ポルトガル北部の古都・ギマランイスと東京ディズニーシー(以下TDS)。片方は本物=オリジナルで、もう一方はインチキ=コピー?でも、僕は、この二つに共通のものを見てしまった。後編はギマランイスのヴァーチャル性について考えてみよう。
観光地、だからレストランのお客も観光客
旧市街にたくさんあるレストラン。そのメニューを見てみる。ポルトガルのレストランでは日本と同様、その多くは「本日のランチ」といったようなコース、あるいはセットメニュー=”Prato do dia”が用意されている(パン、スープ、メインディッシュ、デザート、コーヒーのセット。ワイン付きもある)。そして、このエリアのレストランにも同様のセットメニューがある。ただし表記は本日のランチではなく”Menu Touristica”、つまり「旅行者向けメニュー」だ。供されるものも、この地域の名物の臓物のリゾットや豚肉料理だ。広場に座ってくつろいでいるポルトガル人たちも、ほとんどが旅行者。
ギマラインス旧市街の中心。オリビエイラ広場。観光客が集まって説明を受けている。
同質のホスピタリティ
ここはポルトガルでも有名な観光地。そして、前回お知らせしたように世界遺産に登録され、今年は欧州文化首都にもなっている。ということは、この旧市街はギマランイスの人々によって徹底的に観光化され、かつての街並みが忠実に守られているということになる。それは、とどのつまりTDSが完全なフェイクで、絵に描いたような地中海、イタリアの田舎町を再現するのと何ら代わりはないということを意味する。ただひとつ違っているのが、その建物が見た目だけなのか、10世紀以上も前から立てられ続けてきた本物なのか。つまり、建物だけが本物と偽物という区別があるだけで、そこで行われていることは実質ほとんど差がないといっていい。だから、僕がここで堪能している旅情、実はTDSで感じているものと、基本的には同じということになる。

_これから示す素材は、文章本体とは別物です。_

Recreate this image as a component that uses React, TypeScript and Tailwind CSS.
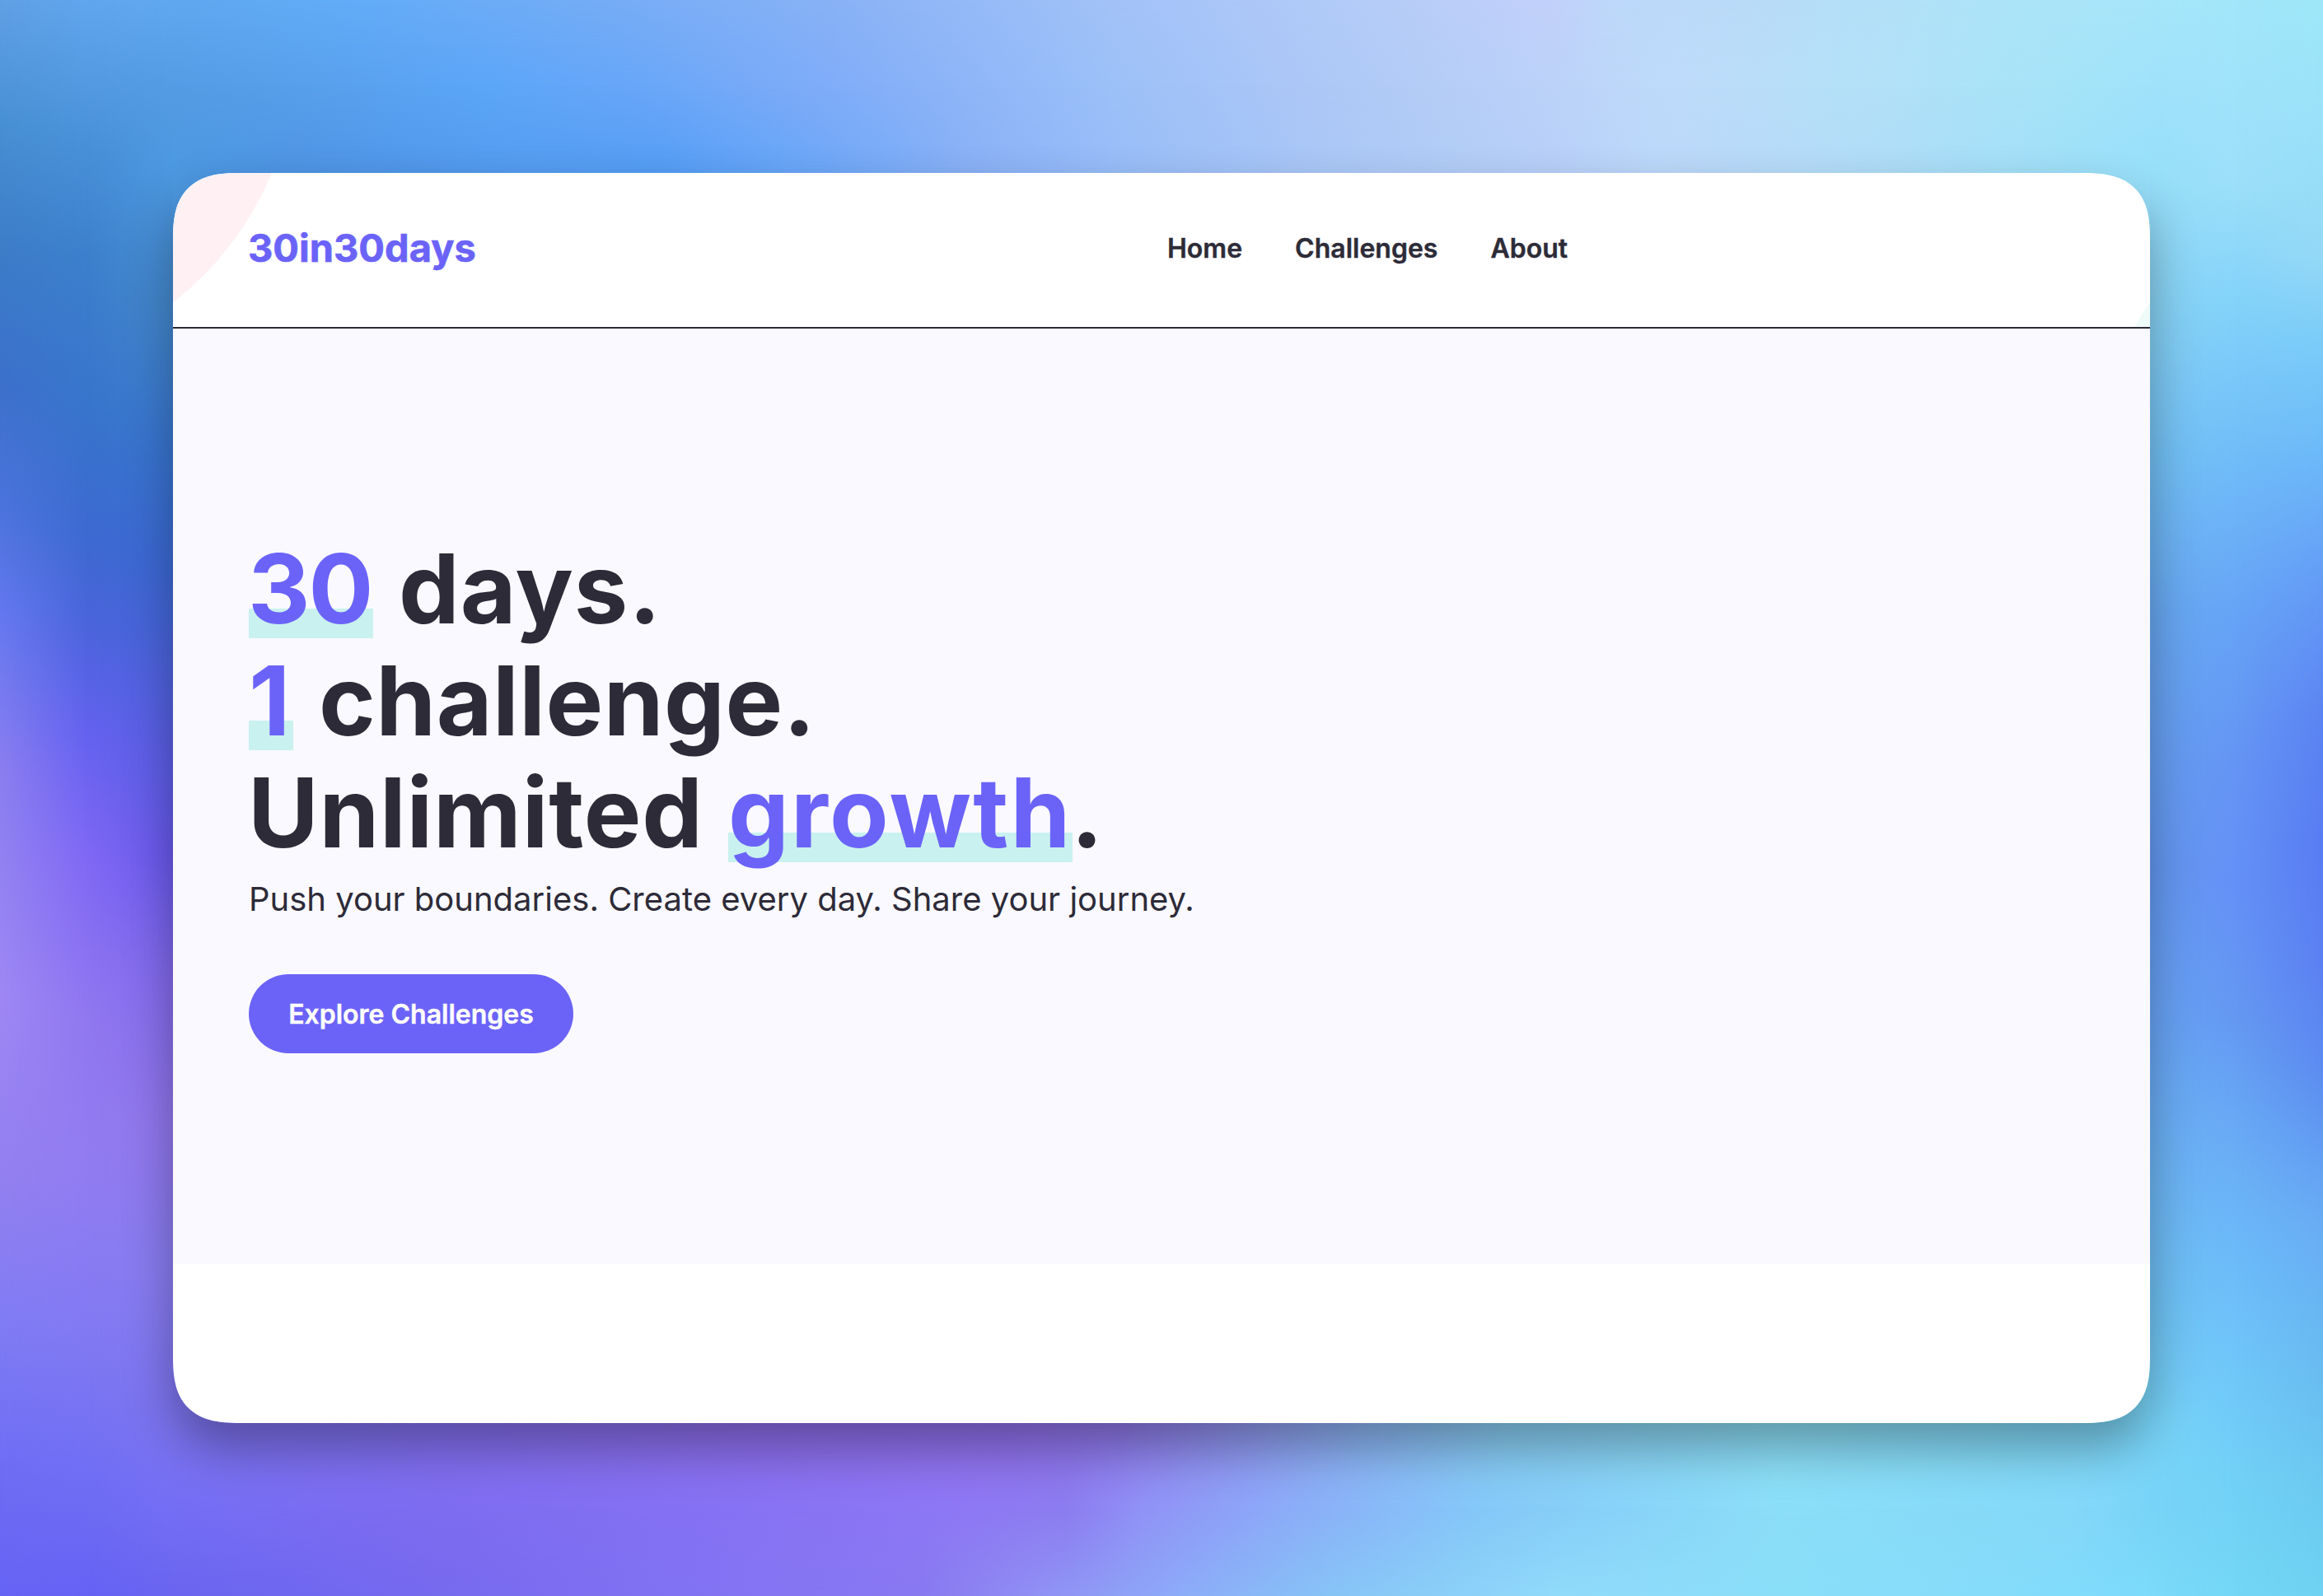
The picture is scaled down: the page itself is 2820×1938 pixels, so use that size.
type Stop = [color: string, at: number];

type StripProps = {
  direction: "right" | "bottom";
  start: Stop[];
  middle: Stop[];
  end: Stop[];
};

const LEFT: Omit<StripProps, "direction"> = {
  start: [["#60a0e4", 0], ["#4890d4", 150], ["#3c7cc8", 310], ["#3c70cc", 470], ["#4c74dc", 618], ["#6478f0", 742], ["#8a7ef0", 927], ["#9e88f4", 1211], ["#9480f0", 1421], ["#807cf4", 1607], ["#6e6cf4", 1792], ["#6664f4", 1938]],
  middle: [["#60a6ee", 0], ["#4890d8", 180], ["#3c80cc", 309], ["#3874cc", 495], ["#3c6ad0", 643], ["#4c64dc", 766], ["#6462f0", 890], ["#8068f4", 1038], ["#9078f0", 1236], ["#927cf2", 1421], ["#827af2", 1607], ["#706ef4", 1792], ["#6662f4", 1938]],
  end: [["#60a8f0", 0], ["#549ce4", 105], ["#4c98e0", 210], ["#4488cc", 371], ["#3874d0", 556], ["#3c68d4", 692], ["#5460e0", 865], ["#6858ec", 1038], ["#8068ec", 1174], ["#9076ec", 1360], ["#887cf0", 1545], ["#7c74f0", 1728], ["#746ef4", 1833], ["#6a64f0", 1938]],
};

const RIGHT: Omit<StripProps, "direction"> = {
  start: [["#a6e6fa", 0], ["#a0e2fa", 105], ["#98dffa", 210], ["#88d2f4", 371], ["#72c0f4", 556], ["#68a8f0", 742], ["#6498f0", 1051], ["#68a4f4", 1236], ["#6cb4f4", 1421], ["#70c4f4", 1607], ["#78d4f8", 1728], ["#78d4f8", 1833], ["#7cdafa", 1938]],
  middle: [["#a2e6fa", 0], ["#9cdff9", 222], ["#82d2fa", 371], ["#70bcf8", 556], ["#66a4f6", 742], ["#6494f4", 927], ["#6490f6", 1075], ["#6498f2", 1236], ["#6ab0f6", 1421], ["#6ec2fa", 1607], ["#72d0f6", 1792], ["#74d6f6", 1938]],
  end: [["#9ee6f8", 0], ["#9ae0f8", 161], ["#94d8f6", 309], ["#7cccf8", 408], ["#6cb8f8", 556], ["#649cf6", 705], ["#5c84f2", 865], ["#587cf2", 1026], ["#5c80f2", 1174], ["#5c8cf0", 1298], ["#68acf4", 1483], ["#68bcf0", 1669], ["#6cc8f0", 1792], ["#6ed2f2", 1938]],
};

const TOP: Omit<StripProps, "direction"> = {
  start: [["#60a8f0", 0], ["#62acf8", 220], ["#74acf6", 509], ["#88b2f6", 797], ["#a2c2f8", 1139], ["#b2cbf8", 1409], ["#c2d1fa", 1678], ["#bed8fa", 1740], ["#b8dcf8", 1948], ["#b0e2f8", 2128], ["#a6e6fa", 2400]],
  middle: [["#549ce4", 0], ["#589fea", 150], ["#5ca6f8", 383], ["#68a6f8", 563], ["#80acf8", 797], ["#9cc0f8", 1139], ["#aec8f6", 1409], ["#bcd2f8", 1678], ["#bedafa", 1804], ["#b4e0f8", 2038], ["#a4e4f8", 2308], ["#a0e2fa", 2400]],
  end: [["#4c98e0", 0], ["#4e94e4", 150], ["#549cf0", 419], ["#549ef6", 599], ["#6ea8f8", 797], ["#88b0f6", 959], ["#98bcf8", 1139], ["#aac8f6", 1409], ["#b8d0f8", 1678], ["#bcd8fa", 1804], ["#b2dcf8", 2038], ["#9ee0f8", 2308], ["#98dffa", 2400]],
};

const BOTTOM: Omit<StripProps, "direction"> = {
  start: [["#7c74f0", 0], ["#8470f0", 330], ["#8e6eec", 689], ["#9070ec", 1020], ["#9078ec", 1150], ["#9094f0", 1290], ["#8cb4f4", 1439], ["#8ad0f6", 1620], ["#8ce0f8", 1948], ["#80d8f8", 2308], ["#78d4f8", 2400]],
  middle: [["#746ef4", 0], ["#7e6cf0", 330], ["#8672f4", 689], ["#8e78f4", 959], ["#8c7cf0", 1085], ["#9092f6", 1175], ["#8cacf8", 1355], ["#84c8f8", 1589], ["#8cdef8", 1948], ["#84d8f8", 2308], ["#78d4f8", 2400]],
  end: [["#6a64f0", 0], ["#766aee", 330], ["#8474f4", 689], ["#8878f0", 905], ["#9090f4", 1049], ["#8cacf8", 1229], ["#86c4f6", 1409], ["#90dafa", 1678], ["#8adef8", 1948], ["#84dcfa", 2218], ["#7cdafa", 2400]],
};

const gradient = (direction: string, stops: Stop[]) =>
  `linear-gradient(to ${direction}, ${stops.map(([c, at]) => `${c} ${at}px`).join(", ")})`;

// Three parallel gradients, cross-faded over the strip's short side.
function Strip({ direction, start, middle, end }: StripProps) {
  const down = direction === "right";
  return (
    <div className="relative h-full w-full" style={{ backgroundImage: gradient(direction, start) }}>
      <div
        className={`absolute inset-0 ${down ? "[mask-image:linear-gradient(to_bottom,transparent,black_50%)]" : "[mask-image:linear-gradient(to_right,transparent,black_50%)]"}`}
        style={{ backgroundImage: gradient(direction, middle) }}
      />
      <div
        className={`absolute inset-0 ${down ? "[mask-image:linear-gradient(to_bottom,transparent_50%,black)]" : "[mask-image:linear-gradient(to_right,transparent_50%,black)]"}`}
        style={{ backgroundImage: gradient(direction, end) }}
      />
    </div>
  );
}

function Wallpaper() {
  return (
    <div className="col-start-1 row-start-1 grid h-[1938px] w-[2820px] grid-cols-[210px_2400px_210px]">
      <Strip direction="bottom" {...LEFT} />
      <div className="grid grid-rows-[210px_759px_759px_210px]">
        <Strip direction="right" {...TOP} />
        <div style={{ backgroundImage: gradient("right", TOP.end) }} />
        <div style={{ backgroundImage: gradient("right", BOTTOM.start) }} />
        <Strip direction="right" {...BOTTOM} />
      </div>
      <Strip direction="bottom" {...RIGHT} />
    </div>
  );
}

function Highlight({ className, children }: { className: string; children: string }) {
  return (
    <span
      className={`inline-block h-[136px] bg-[linear-gradient(#c9f1ef,#c9f1ef)] bg-[length:100%_36px] bg-[position:0_92px] bg-no-repeat text-[#6b63f8] ${className}`}
    >
      {children}
    </span>
  );
}

export default function App() {
  return (
    <div className="grid h-[1938px] w-[2820px] overflow-hidden font-['Inter',sans-serif] text-[#2d2b38]">
      <Wallpaper />
      <div className="z-10 col-start-1 row-start-1 mt-[210px] ml-[210px] h-[1518px] w-[2400px] rounded-[62px] shadow-[0_30px_60px_rgba(0,0,0,0.33)] supports-[corner-shape:squircle]:rounded-[82px] [corner-shape:superellipse(1.44)]">
        <div className="flex h-full w-full flex-col overflow-hidden rounded-[62px] bg-white supports-[corner-shape:squircle]:rounded-[82px] [corner-shape:superellipse(1.44)]">
          <header className="relative flex h-[189px] shrink-0 items-start overflow-hidden border-b-2 border-[#2d2b38] pt-[61px] pl-[91px]">
            <div className="absolute -top-[540px] -left-[630px] size-[780px] rounded-full bg-[#fef0f3]" />
            <div className="absolute -top-[15px] left-[2333px] size-[780px] rounded-full bg-[#effbf9]" />
            <a className="relative w-[1116px] text-[47px] leading-[60px] font-bold text-[#6b63f8] [-webkit-text-stroke:0.6px_#6b63f8]">30in30days</a>
            <nav className="relative flex gap-16 pt-px text-[32px] leading-[60px] font-semibold [-webkit-text-stroke:0.4px_#2d2b38]">
              <a>Home</a>
              <a>Challenges</a>
              <a>About</a>
            </nav>
          </header>
          <main className="h-[1136px] shrink-0 bg-[#faf9ff] pt-[248px] pl-[92px]">
            <h1 className="text-[117px] leading-[136px] font-bold whitespace-nowrap">
              <div className="flex">
                <Highlight className="w-[151px] -indent-[1px] tracking-[-2px]">30</Highlight>
                <span className="ml-[31px] tracking-[0.9px]">days.</span>
              </div>
              <div className="flex">
                <Highlight className="w-[54px]">1</Highlight>
                <span className="ml-[31px] tracking-[0.5px]">challenge.</span>
              </div>
              <div className="flex">
                <span className="w-[582px] -indent-[1px] tracking-[0.8px]">Unlimited</span>
                <Highlight className="w-[418px] tracking-[2.2px]">growth</Highlight>
                <span className="-ml-[2px]">.</span>
              </div>
            </h1>
            <p className="pt-px text-[40px] leading-[72px]">Push your boundaries. Create every day. Share your journey.</p>
            <button className="mt-[55px] flex h-24 w-[394px] items-center justify-center rounded-full bg-[#6b63f8] pt-px text-[32px] font-semibold text-white [-webkit-text-stroke:0.4px_white]">
              Explore Challenges
            </button>
          </main>
        </div>
      </div>
    </div>
  );
}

ヴァーチャルをリアルとして維持する、実はこれが文化?
しかし、である。コロコロと視点を変えるようで申し訳ないが、やっぱりTDSとは根本的に違うところが、ひとつある。それは、ここに市民が暮らしていることだ(あたりまえだが、TDSはレジャー施設なので、市民はいない)。TDSはこの空間を建設した企業(オリエンタルランド)が環境を維持している。そして、この環境を維持しようとアイデンティファイしているのはTDSを運営するキャスト=従業員たちだ。だが、ギマランイスの旧市街では、ここに暮らす市民たちが、その役割を担っている。そして、もちろん、彼らはこの歴史的遺産としての街並みにアイデンティファイしている。
この二つの違いは大きい。市民たちはこの遺産をみずからの誇りとして位置づけ、この維持を徹底的に続けようとする。だから旧市街にはモダンな空間が一切存在しない。その一方で旧市街を離れた瞬間、今日的空間が広がり始める。マンション群、住宅街、巨大なショッピング・モール、そしてサッカースタジアム(“エスタディオ・D・アフォンソ・エンリケス”サッカー・ポルトガルリーグ、ヴィトリアSCのホームでもある)まで。
ギマラインス郊外の団地。オリビエイラ広場から徒歩10分くらいしかかからないところにある風景には、ちょっと思えない。オリビエイラ広場はこの写真の左側だ。
近代と中世の共存というアイデンティティ
ギマランイスの市民たちは、その多くが郊外に暮らし、産業に従事するとともに、この旧市街を維持することで、みずからがここの市民であるという意識をメインテナンスし続けているのだ。そして、そういった精神によって出来上がった古都という空間は、徹底したヴァーチャルな空間で、それを僕たち観光客が享受する。さらに、こういったかたちでギマランイスの町が欧州、そして世界に認知されることで、それが市民たちの地域アイデンティティをメインテナンスしていく。だからこそ、産業によって潤ったこの町は旧市街とその周辺の新市街に明確な分節線が引かれているのである(この時、唯一犠牲になったのが、丘の上から町を一望したときの風景、つまり僕ががっかりしたものということになる)。そして、こういった”精神のメインテナンス”こそ、実は文化と呼ばれる営みの本質なのではあるまいか。
だから、ギマランイスという町はこれからも発展を遂げるとともに、人々の地域アイデンティティも生き続けていく。その重要な要素として、旧市街は市民にとっての新しい意味を再定義され続けているわけで、当然、これからも町のシンボル的存在として位置づけられていくだろう。都市という空間は、やはり町の人々の精神、そして文化を象徴するメディアなのだ。